* Start *

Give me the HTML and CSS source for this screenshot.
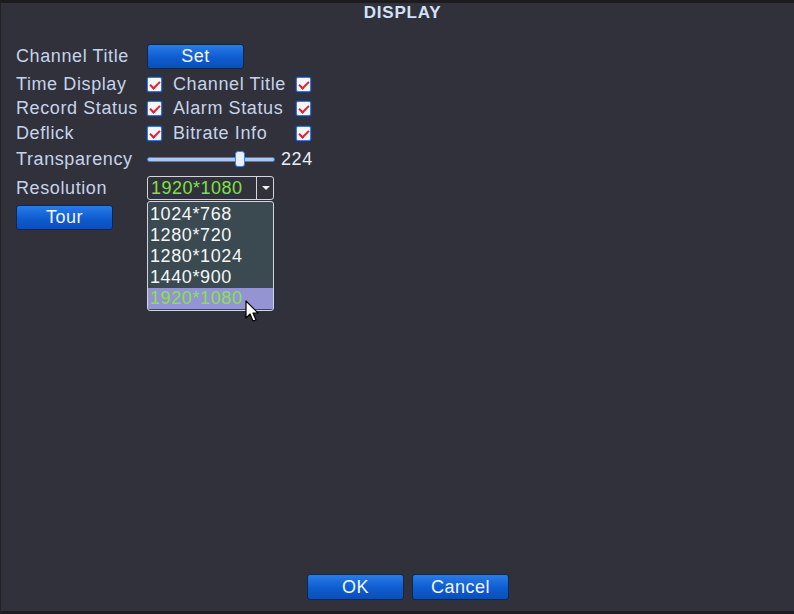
FILE: index.html
```html
<!DOCTYPE html>
<html>
<head>
<meta charset="utf-8">
<link rel="stylesheet" href="styles.css">
</head>
<body>
<div class="frame">
  <div class="title">DISPLAY</div>
  <div class="content">
    <div class="row r1">
      <span class="lbl c1">Channel Title</span>
      <button class="btn btn-set">Set</button>
    </div>
    <div class="row r2">
      <span class="lbl c1">Time Display</span>
      <span class="chk c2"></span>
      <span class="lbl c3">Channel Title</span>
      <span class="chk"></span>
    </div>
    <div class="row r3">
      <span class="lbl c1">Record Status</span>
      <span class="chk c2"></span>
      <span class="lbl c3">Alarm Status</span>
      <span class="chk"></span>
    </div>
    <div class="row r4">
      <span class="lbl c1">Deflick</span>
      <span class="chk c2"></span>
      <span class="lbl c3">Bitrate Info</span>
      <span class="chk"></span>
    </div>
    <div class="row r5">
      <span class="lbl c1">Transparency</span>
      <div class="slider"><div class="track"></div><div class="thumb"></div></div>
      <span class="lbl val">224</span>
    </div>
    <div class="row r6">
      <span class="lbl c1">Resolution</span>
      <div class="select">
        <span class="sel-text">1920*1080</span>
        <span class="sel-arrow"></span>
        <ul class="list">
          <li>1024*768</li>
          <li>1280*720</li>
          <li>1280*1024</li>
          <li>1440*900</li>
          <li class="active">1920*1080</li>
        </ul>
        <svg class="cursor" width="16" height="24" viewBox="0 0 16 24"><path d="M1 1 L1 18 L5 14 L8 21 L11 20 L8 13 L13 13 Z" fill="#fff" stroke="#000" stroke-width="1.2" stroke-linejoin="round"/></svg>
      </div>
    </div>
    <div class="row r7">
      <button class="btn btn-tour">Tour</button>
    </div>
  </div>
  <div class="footer">
    <button class="btn btn-foot">OK</button>
    <button class="btn btn-foot">Cancel</button>
  </div>
</div>
</body>
</html>
```
FILE: styles.css
```css
html, body {
  margin: 0;
  padding: 0;
  background: #31313b;
}
.frame {
  width: 794px;
  height: 614px;
  box-sizing: border-box;
  border-top: 3px solid #1c1c1f;
  border-bottom: 3px solid #1c1c1f;
  border-left: 1px solid #222226;
  display: flex;
  flex-direction: column;
  font-family: "Liberation Sans", Arial, sans-serif;
  font-size: 18px;
  letter-spacing: 0.6px;
  color: #c6d4ea;
}
.title {
  height: 19px;
  line-height: 19px;
  text-align: center;
  padding-left: 10px;
  color: #d4e2f6;
  font-size: 17px;
  font-weight: bold;
  letter-spacing: 0.8px;
}
.content {
  padding-top: 21px;
  padding-left: 15px;
  display: flex;
  flex-direction: column;
}
.row {
  display: flex;
  align-items: center;
}
.r1 { height: 26px; margin-bottom: 3px; }
.r2 { height: 24px; }
.r3 { height: 24px; margin-bottom: 1px; }
.r4 { height: 24px; margin-bottom: 2px; }
.r5 { height: 24px; margin-bottom: 5px; }
.r6 { height: 24px; margin-bottom: 5px; }
.r7 { height: 24px; }
.lbl { white-space: nowrap; }
.c1 { width: 131px; }
.c2 { margin-right: 11px; }
.c3 { width: 123px; }
.chk {
  width: 13px;
  height: 13px;
  border: 1px solid #3a78d8;
  border-radius: 2px;
  background: #f4f6fb;
  box-shadow: 0 0 0 1px #1a3c78;
  position: relative;
}
.chk::after {
  content: "";
  position: absolute;
  left: 4px;
  top: 1px;
  width: 4px;
  height: 8px;
  border-right: 2px solid #e0202a;
  border-bottom: 2px solid #e0202a;
  transform: rotate(45deg);
}
.btn {
  font-family: "Liberation Sans", Arial, sans-serif;
  font-size: 18px;
  letter-spacing: 0.5px;
  color: #f2f6ff;
  background: linear-gradient(#2a7ce8, #0e5cd0 55%, #0a4fb8);
  border: 1px solid #0c2850;
  border-radius: 3px;
  padding: 0;
  height: 25px;
  width: 97px;
  line-height: 22px;
}
.slider {
  width: 128px;
  height: 16px;
  position: relative;
  display: flex;
  align-items: center;
  margin-right: 6px;
}
.track {
  width: 100%;
  height: 3px;
  border: 1px solid #3a82dc;
  border-radius: 3px;
  background: #a8c8f0;
}
.thumb {
  position: absolute;
  left: 88px;
  top: 0;
  width: 8px;
  height: 14px;
  background: #e8f0ff;
  border: 1px solid #3a82dc;
  border-radius: 3px;
}
.val { color: #e8eef8; }
.select {
  width: 125px;
  height: 22px;
  border: 1px solid #d2d6dc;
  border-radius: 3px;
  position: relative;
  display: flex;
  align-items: center;
}
.sel-text {
  color: #80e044;
  padding-left: 3px;
  letter-spacing: 0.5px;
  flex: 1;
}
.sel-arrow {
  width: 16px;
  height: 22px;
  border-left: 1px solid #d2d6dc;
  position: relative;
}
.sel-arrow::after {
  content: "";
  position: absolute;
  left: 5px;
  top: 9px;
  border-left: 4px solid transparent;
  border-right: 4px solid transparent;
  border-top: 4px solid #f0f0f0;
}
.list {
  position: absolute;
  left: -1px;
  top: 24px;
  width: 125px;
  height: 106px;
  margin: 0;
  padding: 2px 0 0;
  list-style: none;
  background: #3a4a50;
  border: 1px solid #d2d6dc;
  border-radius: 3px;
  color: #f4f6f8;
  letter-spacing: 0.6px;
}
.list li {
  height: 21px;
  line-height: 21px;
  padding-left: 2px;
}
.list li.active {
  background: #9494d2;
  color: #86e44a;
}
.cursor {
  position: absolute;
  left: 97px;
  top: 123px;
}
.footer {
  margin-top: auto;
  padding-left: 306px;
  padding-bottom: 11px;
  display: flex;
  gap: 8px;
}
.btn-foot { width: 97px; height: 26px; }
```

* End *

_EXERCISE GOAL:_ Transcribe the full listing character for character. Pictures are excluded.

_WRITTEN ANSWER:_
Give me the HTML and CSS source for this screenshot.
FILE: index.html
```html
<!DOCTYPE html>
<html>
<head>
<meta charset="utf-8">
<link rel="stylesheet" href="styles.css">
</head>
<body>
<div class="frame">
  <div class="title">DISPLAY</div>
  <div class="content">
    <div class="row r1">
      <span class="lbl c1">Channel Title</span>
      <button class="btn btn-set">Set</button>
    </div>
    <div class="row r2">
      <span class="lbl c1">Time Display</span>
      <span class="chk c2"></span>
      <span class="lbl c3">Channel Title</span>
      <span class="chk"></span>
    </div>
    <div class="row r3">
      <span class="lbl c1">Record Status</span>
      <span class="chk c2"></span>
      <span class="lbl c3">Alarm Status</span>
      <span class="chk"></span>
    </div>
    <div class="row r4">
      <span class="lbl c1">Deflick</span>
      <span class="chk c2"></span>
      <span class="lbl c3">Bitrate Info</span>
      <span class="chk"></span>
    </div>
    <div class="row r5">
      <span class="lbl c1">Transparency</span>
      <div class="slider"><div class="track"></div><div class="thumb"></div></div>
      <span class="lbl val">224</span>
    </div>
    <div class="row r6">
      <span class="lbl c1">Resolution</span>
      <div class="select">
        <span class="sel-text">1920*1080</span>
        <span class="sel-arrow"></span>
        <ul class="list">
          <li>1024*768</li>
          <li>1280*720</li>
          <li>1280*1024</li>
          <li>1440*900</li>
          <li class="active">1920*1080</li>
        </ul>
        <svg class="cursor" width="16" height="24" viewBox="0 0 16 24"><path d="M1 1 L1 18 L5 14 L8 21 L11 20 L8 13 L13 13 Z" fill="#fff" stroke="#000" stroke-width="1.2" stroke-linejoin="round"/></svg>
      </div>
    </div>
    <div class="row r7">
      <button class="btn btn-tour">Tour</button>
    </div>
  </div>
  <div class="footer">
    <button class="btn btn-foot">OK</button>
    <button class="btn btn-foot">Cancel</button>
  </div>
</div>
</body>
</html>
```
FILE: styles.css
```css
html, body {
  margin: 0;
  padding: 0;
  background: #31313b;
}
.frame {
  width: 794px;
  height: 614px;
  box-sizing: border-box;
  border-top: 3px solid #1c1c1f;
  border-bottom: 3px solid #1c1c1f;
  border-left: 1px solid #222226;
  display: flex;
  flex-direction: column;
  font-family: "Liberation Sans", Arial, sans-serif;
  font-size: 18px;
  letter-spacing: 0.6px;
  color: #c6d4ea;
}
.title {
  height: 19px;
  line-height: 19px;
  text-align: center;
  padding-left: 10px;
  color: #d4e2f6;
  font-size: 17px;
  font-weight: bold;
  letter-spacing: 0.8px;
}
.content {
  padding-top: 21px;
  padding-left: 15px;
  display: flex;
  flex-direction: column;
}
.row {
  display: flex;
  align-items: center;
}
.r1 { height: 26px; margin-bottom: 3px; }
.r2 { height: 24px; }
.r3 { height: 24px; margin-bottom: 1px; }
.r4 { height: 24px; margin-bottom: 2px; }
.r5 { height: 24px; margin-bottom: 5px; }
.r6 { height: 24px; margin-bottom: 5px; }
.r7 { height: 24px; }
.lbl { white-space: nowrap; }
.c1 { width: 131px; }
.c2 { margin-right: 11px; }
.c3 { width: 123px; }
.chk {
  width: 13px;
  height: 13px;
  border: 1px solid #3a78d8;
  border-radius: 2px;
  background: #f4f6fb;
  box-shadow: 0 0 0 1px #1a3c78;
  position: relative;
}
.chk::after {
  content: "";
  position: absolute;
  left: 4px;
  top: 1px;
  width: 4px;
  height: 8px;
  border-right: 2px solid #e0202a;
  border-bottom: 2px solid #e0202a;
  transform: rotate(45deg);
}
.btn {
  font-family: "Liberation Sans", Arial, sans-serif;
  font-size: 18px;
  letter-spacing: 0.5px;
  color: #f2f6ff;
  background: linear-gradient(#2a7ce8, #0e5cd0 55%, #0a4fb8);
  border: 1px solid #0c2850;
  border-radius: 3px;
  padding: 0;
  height: 25px;
  width: 97px;
  line-height: 22px;
}
.slider {
  width: 128px;
  height: 16px;
  position: relative;
  display: flex;
  align-items: center;
  margin-right: 6px;
}
.track {
  width: 100%;
  height: 3px;
  border: 1px solid #3a82dc;
  border-radius: 3px;
  background: #a8c8f0;
}
.thumb {
  position: absolute;
  left: 88px;
  top: 0;
  width: 8px;
  height: 14px;
  background: #e8f0ff;
  border: 1px solid #3a82dc;
  border-radius: 3px;
}
.val { color: #e8eef8; }
.select {
  width: 125px;
  height: 22px;
  border: 1px solid #d2d6dc;
  border-radius: 3px;
  position: relative;
  display: flex;
  align-items: center;
}
.sel-text {
  color: #80e044;
  padding-left: 3px;
  letter-spacing: 0.5px;
  flex: 1;
}
.sel-arrow {
  width: 16px;
  height: 22px;
  border-left: 1px solid #d2d6dc;
  position: relative;
}
.sel-arrow::after {
  content: "";
  position: absolute;
  left: 5px;
  top: 9px;
  border-left: 4px solid transparent;
  border-right: 4px solid transparent;
  border-top: 4px solid #f0f0f0;
}
.list {
  position: absolute;
  left: -1px;
  top: 24px;
  width: 125px;
  height: 106px;
  margin: 0;
  padding: 2px 0 0;
  list-style: none;
  background: #3a4a50;
  border: 1px solid #d2d6dc;
  border-radius: 3px;
  color: #f4f6f8;
  letter-spacing: 0.6px;
}
.list li {
  height: 21px;
  line-height: 21px;
  padding-left: 2px;
}
.list li.active {
  background: #9494d2;
  color: #86e44a;
}
.cursor {
  position: absolute;
  left: 97px;
  top: 123px;
}
.footer {
  margin-top: auto;
  padding-left: 306px;
  padding-bottom: 11px;
  display: flex;
  gap: 8px;
}
.btn-foot { width: 97px; height: 26px; }
```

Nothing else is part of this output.